Participants at the 2010 Revlon Run/Walk for Women, New York City (Léa Pool)

Directed by Léa Pool
Produced by Ravida Din
Written by Pool, Nancy Guerin & Patricia Kearns, based on Pink Ribbons, Inc.: Breast Cancer and the Politics of Philanthropy by Samantha King
Released by First Run Features
Canada. 98 min. Not rated

Pink Ribbons, Inc. is a timely warning about the political message behind the philanthropic-corporate complex that for decades has tied up fundraising, research, discussion, and perceptions about breast cancer in a big pink bow. But even this documentary and Samantha King’s 2006 book that it’s based on didn’t predict how controversial Susan G. Komen for the Cure would become.

Director Léa Pool scrupulously includes interviews with her targets, including Nancy G. Brinker, founder and CEO of Komen, as well as the marketing and branding executives who first capitalized on the idea of the omnipresent pink product merchandizing and promotions, like lighting up monuments around the world in a pink glow. Their efforts attract the money and attention of thousands across North America to large-scale events. Diverse enthusiastic and emotional participants of such events as the Revlon Run/Walk for Women and Komen’s Race for the Cure are followed as they describe how breast cancer has affected them and their families. Their earnestness makes the accusations of cynicism by activists, researchers, and writers, including Barbara Ehrenreich, that much more poignant.

The overwhelming impression from these pink events is their relentless upbeat mood, where the word “cancer” is never mentioned and “survivors” are celebrated in what King calls “the tyranny of cheerfulness.” That approach meets tough reality through the insights of the IV League, a Texas support group of women facing the awful difficulties of final stage 4 breast cancer. They resent being treated as failures because they didn’t beat it with anything that was in their control and that they won’t survive it.

The pink establishment stresses a cure that follows early detection and treatment. Dr. Susan Love, a prominent longtime protester, lambastes that the “slash, burn, and poison” modalities still prevail, and the film scrutinizes how these approaches benefit the corporations that produce the drugs and equipment and serve on the pink organizations’ boards. That prevention and cause are ignored is hammered again and again, especially when evidence points to chemicals in the environment, workplaces, or, pointedly, in the products the corporate partners sell, including cosmetics. (Not discussed are genetic factors, even with all the controversies around genetic testing and prophylactic surgery.) So it was ironic that Komen’s priority for mammograms got the organization into hot water earlier this year when it became known they would no longer give Planned Parenthood grants to provide screening for low-income women, and then had to backtrack due to public pressure.

The storm also brought attention to Komen’s close connections to Republican policies, though this documentary over-emphasizes that genesis, from the specifics of Brinker’s position in the Bush administration (ambassador to Hungary) to general blame for the privatization of health philanthropy.

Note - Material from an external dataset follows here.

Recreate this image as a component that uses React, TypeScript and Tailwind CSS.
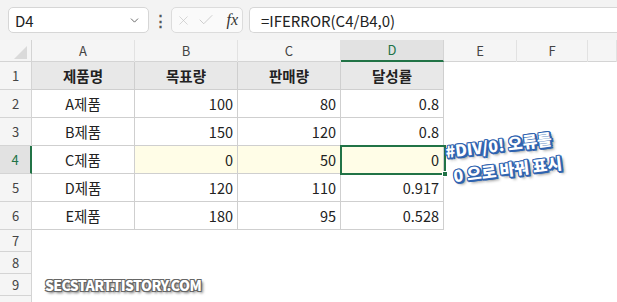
import React from 'react';
import { ChevronDown, X, Check } from 'lucide-react';

const font = { fontFamily: '"Noto Sans CJK KR", "Noto Sans", sans-serif' };

const cols = ['A', 'B', 'C', 'D', 'E', 'F', ''];

const rows = [
  ['제품명', '목표량', '판매량', '달성률'],
  ['A제품', '100', '80', '0.8'],
  ['B제품', '150', '120', '0.8'],
  ['C제품', '0', '50', '0'],
  ['D제품', '120', '110', '0.917'],
  ['E제품', '180', '95', '0.528'],
];

const gridCols = 'grid grid-cols-[32px_103px_103px_103px_103px_73px_71px_1fr]';

const App = () => {
  return (
    <div className="relative w-[617px] h-[302px] overflow-hidden bg-white text-[#222]" style={font}>
      {/* formula bar */}
      <div className="h-[40px] bg-[#f3f3f3] flex items-start pt-[7px] pl-[8px]">
        <div className="w-[141px] h-[26px] bg-white border border-[#d6d6d6] rounded-[5px] flex items-center justify-between pl-[6px] pr-[7px]">
          <span className="text-[15px] leading-none">D4</span>
          <ChevronDown className="w-[13px] h-[13px] text-[#555]" strokeWidth={1.6} />
        </div>
        <div className="w-[22px] h-[26px] flex items-center justify-center text-[#555] text-[15px] font-bold">⋮</div>
        <div className="w-[72px] h-[26px] bg-[#fafafa] border border-[#dcdcdc] rounded-[5px] flex items-center pl-[4px] pr-[4px]">
          <X className="w-[15px] h-[15px] text-[#c4c4c4]" strokeWidth={1.1} />
          <Check className="ml-[6px] w-[18px] h-[18px] text-[#c4c4c4]" strokeWidth={1.1} />
          <span className="ml-auto text-[16px] italic text-[#333] leading-none" style={{ fontFamily: '"Liberation Serif", serif' }}>fx</span>
        </div>
        <div className="ml-[6px] flex-1 h-[26px] bg-white border border-[#d6d6d6] border-r-0 rounded-l-[5px] flex items-center pl-[11px]">
          <span className="text-[15px] leading-none">=IFERROR(C4/B4,0)</span>
        </div>
      </div>

      {/* column headers */}
      <div className={`${gridCols} h-[22px] bg-[#f5f5f5] border-b border-[#d4d4d4] text-[13px] text-[#444]`}>
        <div className="relative border-r border-[#d4d4d4]">
          <div className="absolute right-[4px] bottom-[3px] w-0 h-0 border-l-[13px] border-l-transparent border-b-[13px] border-b-[#dadada]" />
        </div>
        {cols.map((c, i) => (
          <div
            key={i}
            className={
              c === 'D'
                ? 'flex items-center justify-center bg-[#e2e2e2] border-r border-[#d4d4d4] border-b-2 border-b-[#217346] text-[#217346]'
                : 'flex items-center justify-center border-r border-[#e2e2e2]'
            }
          >
            {c}
          </div>
        ))}
      </div>

      {/* data rows */}
      {rows.map((r, ri) => {
        const rowNum = ri + 1;
        const sel = rowNum === 4;
        return (
          <div key={ri} className={`${gridCols} h-[28px] text-[14.5px]`}>
            <div
              className={
                sel
                  ? 'flex items-center justify-center bg-[#e2e2e2] border-r-2 border-r-[#217346] border-b border-[#d4d4d4] text-[13px] text-[#217346]'
                  : 'flex items-center justify-center bg-[#f5f5f5] border-r border-b border-[#d4d4d4] text-[13px] text-[#444]'
              }
            >
              {rowNum}
            </div>
            {r.map((v, ci) => {
              const header = ri === 0;
              const yellow = sel && ci > 0;
              return (
                <div
                  key={ci}
                  className={[
                    'flex items-center border-r border-b border-[#cfcfcf]',
                    header ? 'justify-center bg-[#e8e8e8] font-bold' : ci === 0 ? 'justify-center' : 'justify-end pr-[4px]',
                    yellow ? 'bg-[#fffde7]' : '',
                    !header && !yellow ? 'bg-white' : '',
                  ].join(' ')}
                >
                  {v}
                </div>
              );
            })}
            <div />
            <div />
            <div />
          </div>
        );
      })}

      {[7, 8, 9].map((n) => (
        <div key={n} className={`${gridCols} h-[22px]`}>
          <div className="flex items-center justify-center bg-[#f5f5f5] border-r border-b border-[#d4d4d4] text-[13px] text-[#444]">
            {n}
          </div>
        </div>
      ))}
      <div className={`${gridCols} h-[22px]`}>
        <div className="bg-[#f5f5f5] border-r border-[#d4d4d4]" />
      </div>

      {/* active cell D4 */}
      <div className="absolute left-[340px] top-[145px] w-[106px] h-[30px] border-2 border-[#217346]">
        <div className="absolute right-[-4px] bottom-[-4px] w-[6px] h-[6px] bg-[#217346] border border-white" />
      </div>

      {/* annotation */}
      <div
        className="absolute left-[447px] top-[139px] -rotate-[7deg] origin-left text-white font-black text-[16px] leading-[25px]"
        style={{
          textShadow:
            '1px 1px 0 #2f63b0, -1px -1px 0 #2f63b0, 1px -1px 0 #2f63b0, -1px 1px 0 #2f63b0, 2px 2px 0 #2f63b0, 0 2px 0 #2f63b0, 2px 0 0 #2f63b0, -1px 0 0 #2f63b0, 0 -1px 0 #2f63b0, 3px 3px 3px rgba(0,0,0,0.45)',
        }}
      >
        <div>#DIV/0! 오류를</div>
        <div className="pl-[5px]">0 으로 바꿔 표시</div>
      </div>

      {/* watermark */}
      <div
        className="absolute left-[45px] top-[275px] text-white font-black text-[14px] leading-[20px] tracking-[-0.6px]"
        style={{
          textShadow:
            '1px 1px 0 #666, -1px -1px 0 #666, 1px -1px 0 #666, -1px 1px 0 #666, 2px 2px 3px rgba(0,0,0,0.6)',
        }}
      >
        SECSTART.TISTORY.COM
      </div>
    </div>
  );
};

export default App;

Some of that criticism seems to reflect the Canadian filmmakers’ preference for government funding, but that was also the goal of the first woman to make handmade peach-colored ribbons as a lobbying device, Charlotte Haley. She refused to let Lauder’s foundation use the image for its vague priorities of “connect, communicate, and conquer.” They switched to pink, though there’s no mention here that a color seen as ultra-feminine makes it that much more difficult for men with breast cancer to be recognized.

Among the array of face-the-camera interviews that effectively capture personalities and positions, the righteous anger of Barbara Brenner, of Breast Cancer Action, is a poignant tribute to her legacy of activism as she since developed ALS and can no longer speak. But her and others’ sneering at how little money is raised at all the beribboned events and from what they call “pink washed” products are familiar accusations at sponsored philanthropy going back to the Live Aid concerts in 1985. (The montage of ads, items, and partners is staggering, particularly the unhealthy, such as KFC, and the incongruous ones, like Ford Mustang and NFL players.)

As a development professional for over two decades, I see a woeful gap in not interviewing fundraisers about the context of administrative mechanics, the huge overhead costs of charity events, and how money is raised from participants, and not just through fees but subsequent solicitations. Even the organizations critical of the pink hegemony are non-profits that have to use similar fundraising techniques. Pink Ribbons, Inc. makes a convincing case that the best use of your charitable dollar is to contribute directly to an organization and not through an event or product purchase, certainly not a pink one.